Do this:
Write the lines out again, from the top of the material to the line containing "3H4A2.500 2.500 0", pictures excluded.

Given information:
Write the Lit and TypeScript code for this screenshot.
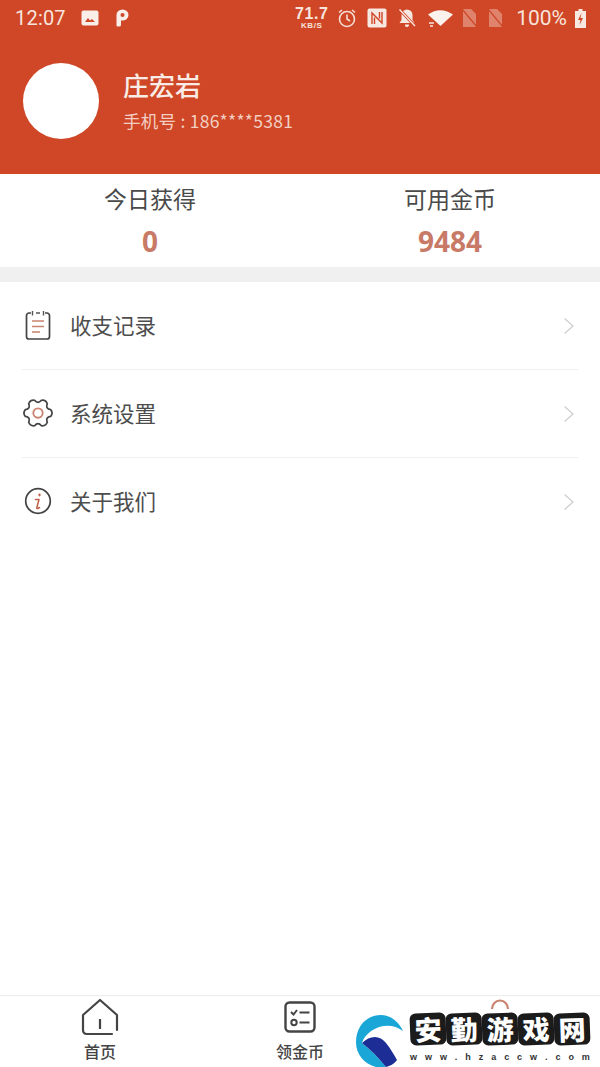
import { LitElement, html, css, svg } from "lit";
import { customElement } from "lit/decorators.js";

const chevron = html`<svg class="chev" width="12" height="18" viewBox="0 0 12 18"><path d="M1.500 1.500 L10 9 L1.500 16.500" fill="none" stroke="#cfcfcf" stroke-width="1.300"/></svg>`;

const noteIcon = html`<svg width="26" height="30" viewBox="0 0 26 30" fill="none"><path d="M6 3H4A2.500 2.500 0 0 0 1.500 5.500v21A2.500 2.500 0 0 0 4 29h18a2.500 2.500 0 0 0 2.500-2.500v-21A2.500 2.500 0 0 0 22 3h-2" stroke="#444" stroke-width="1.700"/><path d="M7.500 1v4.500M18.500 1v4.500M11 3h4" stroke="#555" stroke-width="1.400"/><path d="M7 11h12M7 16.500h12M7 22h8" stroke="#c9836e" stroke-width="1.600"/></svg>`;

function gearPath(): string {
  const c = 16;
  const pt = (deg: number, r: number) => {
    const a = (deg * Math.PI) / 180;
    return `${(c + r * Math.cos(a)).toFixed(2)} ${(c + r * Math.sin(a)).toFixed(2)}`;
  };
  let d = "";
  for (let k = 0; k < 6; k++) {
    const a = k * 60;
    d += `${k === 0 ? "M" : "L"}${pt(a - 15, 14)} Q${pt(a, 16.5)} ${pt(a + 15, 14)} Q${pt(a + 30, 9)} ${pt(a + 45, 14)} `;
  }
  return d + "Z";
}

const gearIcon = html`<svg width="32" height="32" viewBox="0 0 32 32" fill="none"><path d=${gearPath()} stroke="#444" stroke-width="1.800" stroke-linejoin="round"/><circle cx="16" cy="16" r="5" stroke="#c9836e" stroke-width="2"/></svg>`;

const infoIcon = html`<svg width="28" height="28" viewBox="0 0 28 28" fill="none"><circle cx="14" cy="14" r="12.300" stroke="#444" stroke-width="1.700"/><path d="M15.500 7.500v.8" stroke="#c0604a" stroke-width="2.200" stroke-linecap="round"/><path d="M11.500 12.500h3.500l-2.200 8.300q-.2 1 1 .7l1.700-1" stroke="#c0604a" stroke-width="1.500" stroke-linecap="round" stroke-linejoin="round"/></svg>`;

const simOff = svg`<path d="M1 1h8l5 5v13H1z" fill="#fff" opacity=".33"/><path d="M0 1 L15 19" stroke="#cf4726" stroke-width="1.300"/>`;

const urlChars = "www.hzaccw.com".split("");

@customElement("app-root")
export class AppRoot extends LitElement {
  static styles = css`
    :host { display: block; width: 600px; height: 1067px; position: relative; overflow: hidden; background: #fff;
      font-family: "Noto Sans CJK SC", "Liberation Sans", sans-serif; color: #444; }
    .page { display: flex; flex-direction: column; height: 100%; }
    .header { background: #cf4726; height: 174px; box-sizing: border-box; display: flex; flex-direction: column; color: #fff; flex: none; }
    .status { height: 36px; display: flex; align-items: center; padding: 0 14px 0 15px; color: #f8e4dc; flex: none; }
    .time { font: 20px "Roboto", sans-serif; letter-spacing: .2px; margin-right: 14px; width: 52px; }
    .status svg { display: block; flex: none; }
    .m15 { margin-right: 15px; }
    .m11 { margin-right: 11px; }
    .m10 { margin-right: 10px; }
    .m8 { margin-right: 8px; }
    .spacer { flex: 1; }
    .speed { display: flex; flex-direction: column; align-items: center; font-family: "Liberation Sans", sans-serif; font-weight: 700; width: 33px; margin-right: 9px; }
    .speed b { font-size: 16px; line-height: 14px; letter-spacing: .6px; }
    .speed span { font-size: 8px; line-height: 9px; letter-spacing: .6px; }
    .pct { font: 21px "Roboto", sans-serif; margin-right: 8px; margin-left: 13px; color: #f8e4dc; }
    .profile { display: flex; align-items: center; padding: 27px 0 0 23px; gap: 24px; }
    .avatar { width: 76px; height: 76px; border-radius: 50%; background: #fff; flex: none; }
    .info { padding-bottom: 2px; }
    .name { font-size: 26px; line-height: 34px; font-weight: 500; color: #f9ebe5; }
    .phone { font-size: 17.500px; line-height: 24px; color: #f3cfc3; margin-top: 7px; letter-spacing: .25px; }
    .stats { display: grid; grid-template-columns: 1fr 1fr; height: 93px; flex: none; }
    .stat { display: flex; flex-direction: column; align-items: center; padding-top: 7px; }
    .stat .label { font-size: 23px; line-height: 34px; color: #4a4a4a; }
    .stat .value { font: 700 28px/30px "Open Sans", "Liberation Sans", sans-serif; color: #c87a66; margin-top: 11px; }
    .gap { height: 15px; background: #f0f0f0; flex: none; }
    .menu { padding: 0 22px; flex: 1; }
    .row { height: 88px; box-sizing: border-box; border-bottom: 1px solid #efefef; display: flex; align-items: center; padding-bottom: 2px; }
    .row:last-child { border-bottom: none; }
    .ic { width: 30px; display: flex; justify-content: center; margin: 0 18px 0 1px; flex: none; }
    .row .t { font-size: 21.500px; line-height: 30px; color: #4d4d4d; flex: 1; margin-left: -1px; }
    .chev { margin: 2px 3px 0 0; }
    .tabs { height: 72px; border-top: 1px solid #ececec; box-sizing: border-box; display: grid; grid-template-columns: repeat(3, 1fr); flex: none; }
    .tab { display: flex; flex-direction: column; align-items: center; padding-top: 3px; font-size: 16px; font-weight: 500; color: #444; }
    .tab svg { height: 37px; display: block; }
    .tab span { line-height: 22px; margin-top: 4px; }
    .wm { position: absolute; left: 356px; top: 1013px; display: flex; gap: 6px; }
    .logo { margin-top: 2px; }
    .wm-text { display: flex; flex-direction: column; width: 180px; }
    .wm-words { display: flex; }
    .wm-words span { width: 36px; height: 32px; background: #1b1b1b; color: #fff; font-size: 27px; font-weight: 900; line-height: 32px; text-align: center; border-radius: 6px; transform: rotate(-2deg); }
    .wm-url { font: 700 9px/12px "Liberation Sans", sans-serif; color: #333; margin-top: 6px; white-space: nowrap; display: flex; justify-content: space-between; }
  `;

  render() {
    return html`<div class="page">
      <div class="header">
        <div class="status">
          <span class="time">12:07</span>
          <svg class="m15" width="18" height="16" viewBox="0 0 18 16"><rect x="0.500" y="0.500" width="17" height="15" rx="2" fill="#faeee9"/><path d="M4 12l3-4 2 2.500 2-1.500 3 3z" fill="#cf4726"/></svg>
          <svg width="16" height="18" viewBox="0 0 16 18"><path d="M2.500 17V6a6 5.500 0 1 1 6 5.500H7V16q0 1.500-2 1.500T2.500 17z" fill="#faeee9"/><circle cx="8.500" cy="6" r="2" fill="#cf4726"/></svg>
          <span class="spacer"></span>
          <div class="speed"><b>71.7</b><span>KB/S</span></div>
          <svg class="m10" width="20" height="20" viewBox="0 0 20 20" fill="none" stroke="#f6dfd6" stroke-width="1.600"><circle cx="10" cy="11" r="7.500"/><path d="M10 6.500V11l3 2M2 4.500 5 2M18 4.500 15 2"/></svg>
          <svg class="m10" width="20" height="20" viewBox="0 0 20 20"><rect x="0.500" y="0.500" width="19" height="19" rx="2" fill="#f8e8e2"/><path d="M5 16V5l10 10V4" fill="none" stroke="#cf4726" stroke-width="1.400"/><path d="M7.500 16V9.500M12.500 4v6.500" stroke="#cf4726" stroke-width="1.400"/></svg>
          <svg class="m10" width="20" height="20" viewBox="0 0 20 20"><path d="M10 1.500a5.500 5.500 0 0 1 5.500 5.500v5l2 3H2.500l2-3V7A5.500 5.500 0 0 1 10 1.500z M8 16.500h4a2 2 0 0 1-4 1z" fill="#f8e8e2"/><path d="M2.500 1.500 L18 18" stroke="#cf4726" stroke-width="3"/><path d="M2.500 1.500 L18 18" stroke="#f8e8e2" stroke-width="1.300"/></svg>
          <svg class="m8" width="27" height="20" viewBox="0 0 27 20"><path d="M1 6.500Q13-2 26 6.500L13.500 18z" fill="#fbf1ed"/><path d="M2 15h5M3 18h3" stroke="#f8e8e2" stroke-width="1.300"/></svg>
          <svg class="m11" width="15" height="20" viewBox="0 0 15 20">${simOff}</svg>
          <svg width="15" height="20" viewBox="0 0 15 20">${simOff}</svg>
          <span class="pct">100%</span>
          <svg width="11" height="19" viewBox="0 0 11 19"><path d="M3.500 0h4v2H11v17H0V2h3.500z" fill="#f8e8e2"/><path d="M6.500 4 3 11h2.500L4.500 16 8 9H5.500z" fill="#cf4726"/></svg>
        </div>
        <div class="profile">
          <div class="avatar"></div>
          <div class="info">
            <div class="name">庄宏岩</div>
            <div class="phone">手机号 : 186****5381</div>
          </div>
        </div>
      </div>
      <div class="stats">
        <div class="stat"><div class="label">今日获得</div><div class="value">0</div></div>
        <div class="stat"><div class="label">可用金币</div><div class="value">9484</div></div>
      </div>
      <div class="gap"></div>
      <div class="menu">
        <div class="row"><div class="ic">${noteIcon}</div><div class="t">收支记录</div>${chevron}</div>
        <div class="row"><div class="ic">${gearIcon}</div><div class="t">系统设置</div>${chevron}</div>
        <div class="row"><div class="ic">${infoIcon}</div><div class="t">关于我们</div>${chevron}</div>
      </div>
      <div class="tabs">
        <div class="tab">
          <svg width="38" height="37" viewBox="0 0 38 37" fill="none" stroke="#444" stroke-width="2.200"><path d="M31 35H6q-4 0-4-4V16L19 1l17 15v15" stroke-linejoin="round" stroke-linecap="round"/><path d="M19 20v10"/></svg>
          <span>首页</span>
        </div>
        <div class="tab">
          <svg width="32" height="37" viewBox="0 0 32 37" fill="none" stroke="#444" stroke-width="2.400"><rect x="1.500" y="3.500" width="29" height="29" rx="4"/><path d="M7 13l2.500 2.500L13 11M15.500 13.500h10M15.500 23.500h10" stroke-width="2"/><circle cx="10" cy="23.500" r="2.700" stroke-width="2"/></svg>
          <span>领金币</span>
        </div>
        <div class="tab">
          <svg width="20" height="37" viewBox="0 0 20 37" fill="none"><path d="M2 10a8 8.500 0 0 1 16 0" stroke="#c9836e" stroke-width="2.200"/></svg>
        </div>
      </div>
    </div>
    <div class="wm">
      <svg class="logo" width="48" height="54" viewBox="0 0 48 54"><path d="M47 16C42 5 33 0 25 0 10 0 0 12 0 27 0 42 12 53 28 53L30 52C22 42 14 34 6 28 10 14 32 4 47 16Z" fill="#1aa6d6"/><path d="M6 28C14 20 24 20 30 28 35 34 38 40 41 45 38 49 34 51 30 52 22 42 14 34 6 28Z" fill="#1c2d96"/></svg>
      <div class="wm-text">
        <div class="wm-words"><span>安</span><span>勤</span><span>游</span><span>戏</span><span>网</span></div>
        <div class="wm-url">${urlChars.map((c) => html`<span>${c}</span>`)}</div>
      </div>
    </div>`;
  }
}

Written answer:
Write the Lit and TypeScript code for this screenshot.
import { LitElement, html, css, svg } from "lit";
import { customElement } from "lit/decorators.js";

const chevron = html`<svg class="chev" width="12" height="18" viewBox="0 0 12 18"><path d="M1.500 1.500 L10 9 L1.500 16.500" fill="none" stroke="#cfcfcf" stroke-width="1.300"/></svg>`;

const noteIcon = html`<svg width="26" height="30" viewBox="0 0 26 30" fill="none"><path d="M6 3H4A2.500 2.500 0 0 0 1.500 5.500v21A2.500 2.500 0 0 0 4 29h18a2.500 2.500 0 0 0 2.500-2.500v-21A2.500 2.500 0 0 0 22 3h-2" stroke="#444" stroke-width="1.700"/><path d="M7.500 1v4.500M18.500 1v4.500M11 3h4" stroke="#555" stroke-width="1.400"/><path d="M7 11h12M7 16.500h12M7 22h8" stroke="#c9836e" stroke-width="1.600"/></svg>`;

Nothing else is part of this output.